There is a madvise() flag for this, MADV_DONTNEED - http://man7.org/linux/man-pages/man2/madvise.2.html

You get zero pages. Which is fine - you can detect that with a canary value and then you know you need to rebuild your cache.

dezgeg · on Jan 23, 2015

> [...] that it would only ever hand out in response to malloc() attempts inside a SIGNOMEM handler.

POSIX doesn't allow malloc() to be called inside a signal handler at all. Also, when free():ing memory that is allocated with malloc(), there is absolutely no guarantee that the memory is ever returned back to the OS (i.e. via munmap() or sbrk()), due to possible memory fragmentation.

In other words, it's just wouldn't be practically possible to create an application that uses standard memory allocation functions and reliably can free some memory back to the kernel.

jbert · on Jan 23, 2015

madvise() MADV_DONTNEED allows this - http://man7.org/linux/man-pages/man2/madvise.2.html

It's also a flag in posix_madvise(), so the concept is reasonably portable.

dezgeg · on Jan 23, 2015

malloc() and free() is what I meant by "standard memory allocation functions". I'd say program that is in the position to use madvise() effectively has implemented it's own heap allocator.

Also, MADV_DONTNEED is only usable in some specific situations, like caches. I don't see how it could be used to implement things like "on low memory, trigger garbage collection and trim the heap to the smallest possible with munmap()".

jbert · on Jan 25, 2015

You said: "In other words, it's just wouldn't be practically possible to create an application that uses standard memory allocation functions and reliably can free some memory back to the kernel."

So I thought you'd be interested to know that you can do just this with the standard functions mmap() and madvise().

No, it's not a replacement for malloc/free, but it does have value to some applications for some use cases.

jbert · on Jan 23, 2015

> You're right, though; metadata on the allocations themselves marking them as release-on-memory-pressure would be much better.

http://man7.org/linux/man-pages/man2/madvise.2.html - MADV_DONTNEED allows you to provide such meta data now.

derefr · on Jan 24, 2015

Right, this is what I was thinking of when I said it; I was just being vague because I didn't remember the name of it :)

jzwinck · on Jan 23, 2015

1. This is the one where if you "less" a giant log file, your web server will get killed. Awesome.

2. This could be handled by returning NULL.

3. If your server only needs to run a single process, making that one process terminate would be much faster than rebooting the entire machine (commercial-grade servers can take ten minutes to POST).
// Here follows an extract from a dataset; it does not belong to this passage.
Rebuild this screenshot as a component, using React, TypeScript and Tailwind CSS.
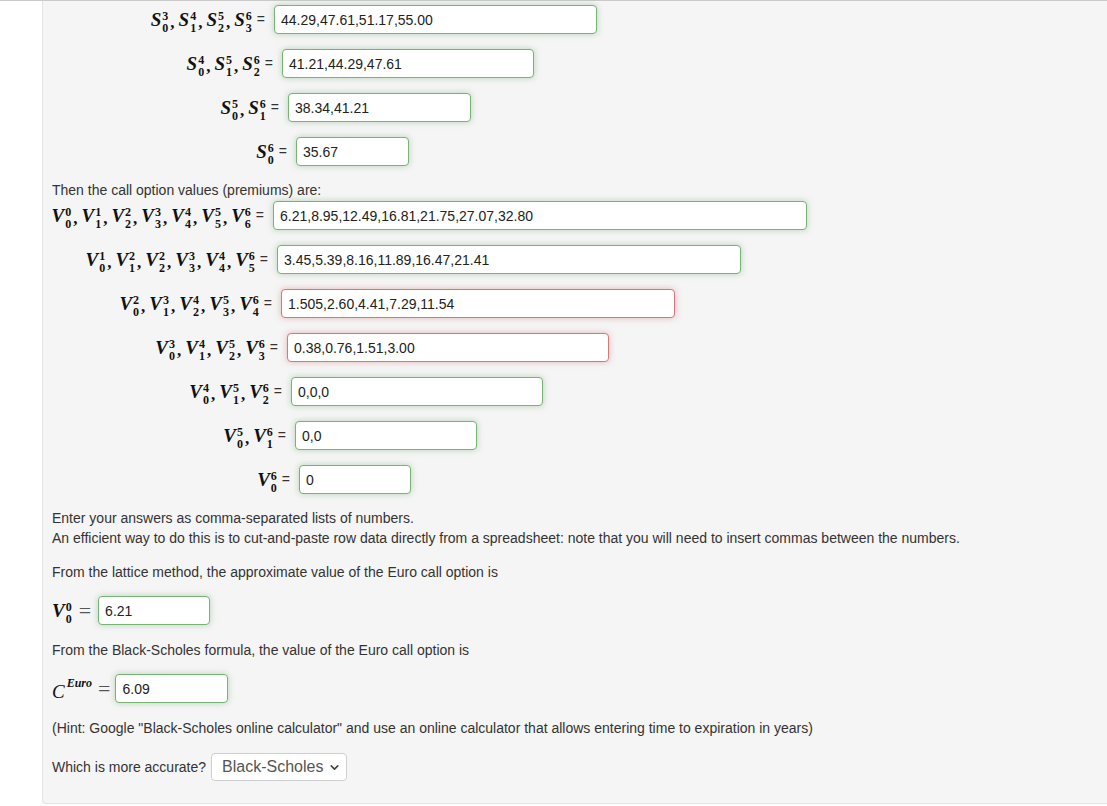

ogoffart · on Jan 23, 2015

2. No. Because most allocations by the kernel are not a result of the program calling malloc. (They can be the result of a pagefault when the program tries to write on some memory)

quotemstr · on Jan 23, 2015

> They can be the result of a pagefault when the program tries to write on some memory

How do you think malloc works? There's no malloc system call.

IgorPartola · on Jan 23, 2015

There are a couple of different things going on here:

malloc() generally uses mmap() which is a syscall. It also can use brk()/sbrk(). Some implementations use both.

There is also kmalloc() which is what's broken based on TFA. This is inside the kernel only and is not a syscall.

So you are right, malloc() is not a syscall, but it may or may not use a syscall when you call it. You can, of course, write better code yourself: statically allocate the memory you need, then use malloc() on that big memory chunk. This way you are guaranteed not to cause the system any grief. Either your process starts, or it does not. After it starts, it is in complete control of its own memory.

quotemstr · on Jan 23, 2015

First of all, malloc implementations that rely on brk are simply broken. The whole idea of a process-wide data segment is broken and leads not only to awkwardness around thread safety safety, also the inability to decommit memory when it's no longer needed. Decent malloc implementations use mmap.

Second, the whole idea that a page isn't really "allocated" until you touch it is just stupid, lazy, and terrible; it doesn't exist on sane operating systems like NT. On decent systems, mmap (or its equivalent) sets aside committed memory and malloc carves out pieces from that block.

It's frustrating to see people who grew up with Linux not only understand how terrible and broken Linux's memory management is, but not realizing that it could be any other way.

JoshTriplett · on Jan 23, 2015

NT doesn't have fork. Supporting that requires copy-on-write semantics. And you don't want to stop fork just because you don't have enough memory for a second complete copy of the current processes; you might be about to throw all that away with an exec, and even if not you're likely to keep most of the shared memory shared.

IgorPartola · on Jan 23, 2015

Well, first of NT is... different. Not sure if it's sane or superior or whatever.

Second, you may be right that this behavior causes problems, but it clearly has advantages as well. You advocate copy-on-write semantics elsewhere. Well this behavior is basically that.

Third, dlmalloc() which is pretty widely used, uses sbrk().

Forth, I sense a whole lot of frustration targeted at "these damn Linux kids". Sorry you feel that way. On the plus side, it's Friday, and this particular Linux kid would gladly buy you a beer to help cheer you up.

(Technically, I grew up with NetBSD, not Linux. Wrote a toy allocator for it at one point, and am trying to work on one that works for Linux as well.)

voidlogic · on Jan 23, 2015

>There's no malloc system call.

Thats not really true. Not all dynamic allocation schemes rely on mmap, some use the brk and sbrk system calls.

"In the original Unix system, brk and sbrk were the only ways in which applications could acquire additional data space; later versions allowed this to also be done using the mmap call." -https://en.wikipedia.org/wiki/Sbrk

Also mmap itself is also a system call, it usually just was called prior to the failing page allocation, not at the time of allocation failure.